A block of data —
* * * * *
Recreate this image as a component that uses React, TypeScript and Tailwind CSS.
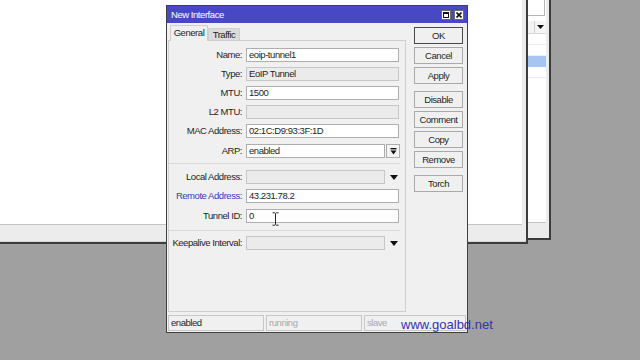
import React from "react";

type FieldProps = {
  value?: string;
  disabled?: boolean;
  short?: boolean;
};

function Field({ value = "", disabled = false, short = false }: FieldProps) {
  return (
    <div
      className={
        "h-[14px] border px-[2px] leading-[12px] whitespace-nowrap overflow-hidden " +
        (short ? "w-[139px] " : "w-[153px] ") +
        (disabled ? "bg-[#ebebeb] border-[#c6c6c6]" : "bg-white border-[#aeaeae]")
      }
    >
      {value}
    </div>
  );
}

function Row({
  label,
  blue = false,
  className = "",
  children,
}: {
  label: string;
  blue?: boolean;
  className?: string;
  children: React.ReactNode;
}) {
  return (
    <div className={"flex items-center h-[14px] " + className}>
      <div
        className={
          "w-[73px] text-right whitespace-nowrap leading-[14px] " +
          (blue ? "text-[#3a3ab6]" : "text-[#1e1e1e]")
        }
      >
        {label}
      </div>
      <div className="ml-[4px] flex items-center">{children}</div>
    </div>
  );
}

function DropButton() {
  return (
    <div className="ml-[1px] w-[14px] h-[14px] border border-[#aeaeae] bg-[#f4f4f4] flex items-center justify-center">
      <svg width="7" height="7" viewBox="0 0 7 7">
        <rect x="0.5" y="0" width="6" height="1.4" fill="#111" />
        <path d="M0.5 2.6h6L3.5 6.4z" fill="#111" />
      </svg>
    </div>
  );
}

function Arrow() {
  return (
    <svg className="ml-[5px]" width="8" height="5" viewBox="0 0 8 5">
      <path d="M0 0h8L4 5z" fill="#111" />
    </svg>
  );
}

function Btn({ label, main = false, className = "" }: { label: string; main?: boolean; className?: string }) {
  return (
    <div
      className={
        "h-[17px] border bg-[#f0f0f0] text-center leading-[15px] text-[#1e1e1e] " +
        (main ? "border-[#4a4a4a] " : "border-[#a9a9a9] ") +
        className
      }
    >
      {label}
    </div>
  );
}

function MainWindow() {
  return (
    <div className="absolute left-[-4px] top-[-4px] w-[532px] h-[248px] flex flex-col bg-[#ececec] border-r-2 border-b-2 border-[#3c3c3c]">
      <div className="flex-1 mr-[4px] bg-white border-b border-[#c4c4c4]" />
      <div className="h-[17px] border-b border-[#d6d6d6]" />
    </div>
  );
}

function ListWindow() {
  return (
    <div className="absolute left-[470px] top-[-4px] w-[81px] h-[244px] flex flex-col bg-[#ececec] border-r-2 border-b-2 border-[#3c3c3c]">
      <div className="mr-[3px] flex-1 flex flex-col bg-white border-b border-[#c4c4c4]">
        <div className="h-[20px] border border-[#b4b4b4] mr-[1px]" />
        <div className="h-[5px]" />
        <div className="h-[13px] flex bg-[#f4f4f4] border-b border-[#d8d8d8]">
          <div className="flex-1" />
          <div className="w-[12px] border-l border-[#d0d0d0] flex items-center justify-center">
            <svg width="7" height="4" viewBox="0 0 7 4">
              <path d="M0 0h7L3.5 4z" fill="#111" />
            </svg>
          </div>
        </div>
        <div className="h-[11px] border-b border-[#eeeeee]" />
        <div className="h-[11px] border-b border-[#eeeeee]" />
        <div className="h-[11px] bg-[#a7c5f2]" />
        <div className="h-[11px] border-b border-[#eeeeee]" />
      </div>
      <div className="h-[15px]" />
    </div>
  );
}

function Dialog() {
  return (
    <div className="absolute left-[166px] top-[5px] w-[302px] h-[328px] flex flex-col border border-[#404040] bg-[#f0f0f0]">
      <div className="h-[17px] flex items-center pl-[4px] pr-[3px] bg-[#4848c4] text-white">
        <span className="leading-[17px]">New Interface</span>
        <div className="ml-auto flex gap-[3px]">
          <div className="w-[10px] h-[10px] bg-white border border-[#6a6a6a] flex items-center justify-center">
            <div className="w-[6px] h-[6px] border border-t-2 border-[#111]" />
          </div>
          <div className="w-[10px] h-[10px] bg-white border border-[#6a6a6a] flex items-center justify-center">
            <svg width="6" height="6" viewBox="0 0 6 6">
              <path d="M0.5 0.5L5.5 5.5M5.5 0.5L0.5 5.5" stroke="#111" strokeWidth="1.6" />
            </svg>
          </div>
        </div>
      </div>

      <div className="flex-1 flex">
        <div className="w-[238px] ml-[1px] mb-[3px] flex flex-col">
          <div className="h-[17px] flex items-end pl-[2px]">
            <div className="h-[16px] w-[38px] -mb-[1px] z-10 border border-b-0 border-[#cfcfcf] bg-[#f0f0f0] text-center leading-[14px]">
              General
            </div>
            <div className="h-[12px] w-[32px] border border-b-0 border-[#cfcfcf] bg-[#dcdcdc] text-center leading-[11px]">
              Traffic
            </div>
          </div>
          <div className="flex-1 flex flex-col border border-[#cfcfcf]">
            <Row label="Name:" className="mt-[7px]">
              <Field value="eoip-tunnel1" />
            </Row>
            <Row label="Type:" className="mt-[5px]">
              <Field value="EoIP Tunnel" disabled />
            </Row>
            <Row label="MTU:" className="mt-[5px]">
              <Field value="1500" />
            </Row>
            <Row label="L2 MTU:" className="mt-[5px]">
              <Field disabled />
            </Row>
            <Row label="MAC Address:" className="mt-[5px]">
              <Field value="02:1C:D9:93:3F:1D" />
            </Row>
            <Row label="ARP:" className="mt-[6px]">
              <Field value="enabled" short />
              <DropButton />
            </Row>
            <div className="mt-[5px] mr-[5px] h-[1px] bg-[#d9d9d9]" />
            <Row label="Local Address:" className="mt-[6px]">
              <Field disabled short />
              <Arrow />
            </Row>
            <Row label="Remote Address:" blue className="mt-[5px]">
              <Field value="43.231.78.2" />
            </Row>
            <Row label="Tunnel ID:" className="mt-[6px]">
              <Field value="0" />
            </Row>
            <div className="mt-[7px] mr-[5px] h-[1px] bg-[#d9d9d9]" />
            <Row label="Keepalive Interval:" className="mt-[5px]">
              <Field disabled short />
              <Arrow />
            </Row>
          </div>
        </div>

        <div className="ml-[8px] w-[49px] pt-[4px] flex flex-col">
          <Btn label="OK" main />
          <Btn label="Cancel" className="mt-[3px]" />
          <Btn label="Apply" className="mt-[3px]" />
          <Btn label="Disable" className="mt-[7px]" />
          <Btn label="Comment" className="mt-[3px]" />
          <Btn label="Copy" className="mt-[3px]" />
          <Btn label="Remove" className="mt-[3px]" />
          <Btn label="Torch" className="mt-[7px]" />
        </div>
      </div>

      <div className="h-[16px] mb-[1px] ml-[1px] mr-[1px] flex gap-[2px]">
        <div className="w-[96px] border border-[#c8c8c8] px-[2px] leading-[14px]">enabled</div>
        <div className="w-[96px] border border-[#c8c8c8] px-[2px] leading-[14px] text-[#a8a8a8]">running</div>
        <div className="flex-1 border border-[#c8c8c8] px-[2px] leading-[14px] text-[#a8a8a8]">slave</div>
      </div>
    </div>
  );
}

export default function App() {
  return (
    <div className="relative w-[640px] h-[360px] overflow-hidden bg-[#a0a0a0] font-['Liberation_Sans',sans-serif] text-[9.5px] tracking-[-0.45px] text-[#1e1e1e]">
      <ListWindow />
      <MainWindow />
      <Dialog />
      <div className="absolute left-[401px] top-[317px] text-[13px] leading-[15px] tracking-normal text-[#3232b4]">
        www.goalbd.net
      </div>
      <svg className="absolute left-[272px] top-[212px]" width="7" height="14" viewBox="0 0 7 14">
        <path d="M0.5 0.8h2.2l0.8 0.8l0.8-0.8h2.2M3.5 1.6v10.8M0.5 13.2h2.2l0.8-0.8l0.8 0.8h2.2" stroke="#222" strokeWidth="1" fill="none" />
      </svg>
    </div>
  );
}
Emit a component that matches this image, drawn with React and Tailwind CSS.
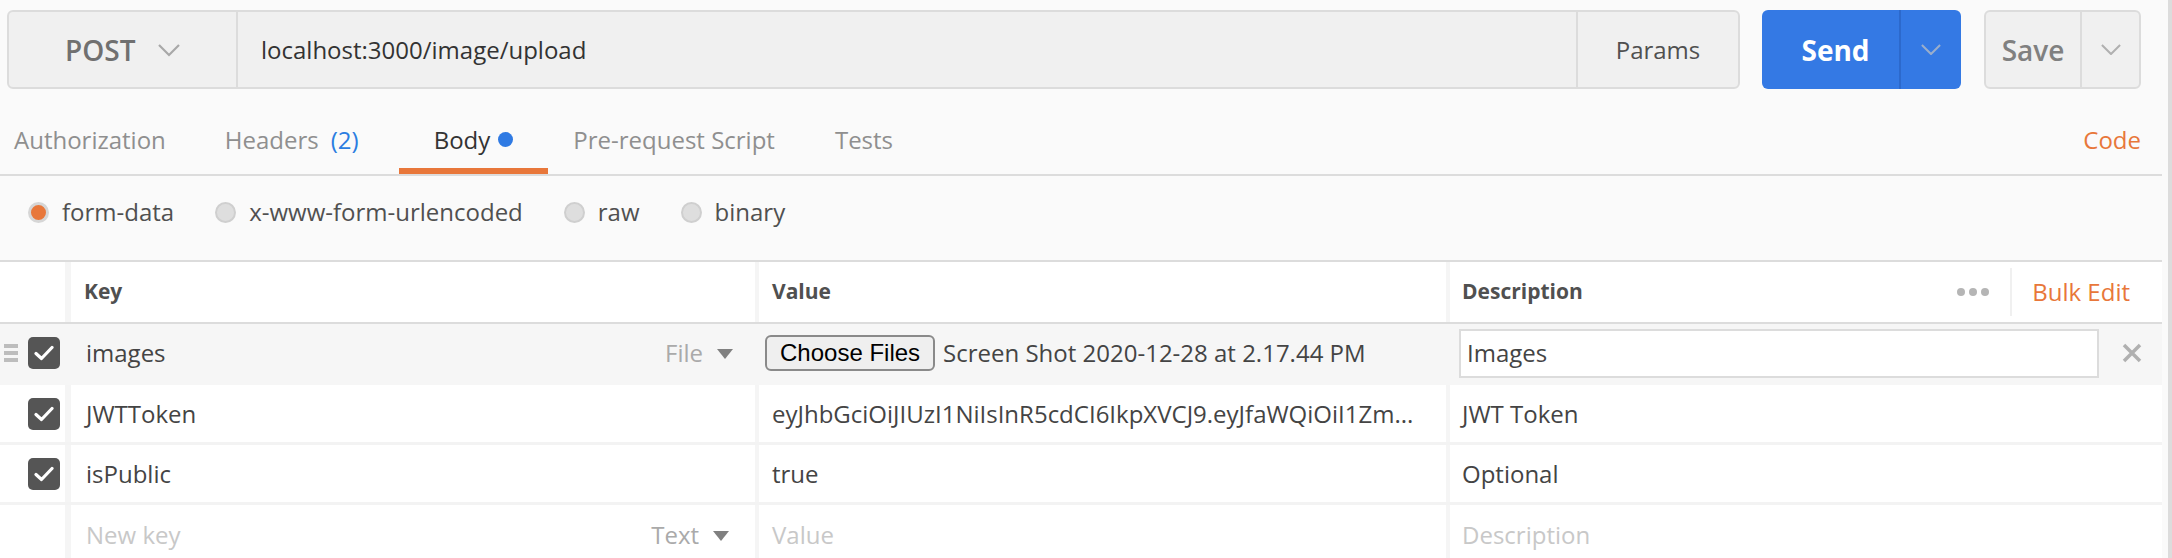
* * * * *
Problem to solve — Go through the material and select each line with the string "React" in it.

Answer —
Recreate this image as a component that uses React, TypeScript and Tailwind CSS.
import React from "react";
  children: React.ReactNode;
Emit a component that matches this image, drawn with React and Tailwind CSS.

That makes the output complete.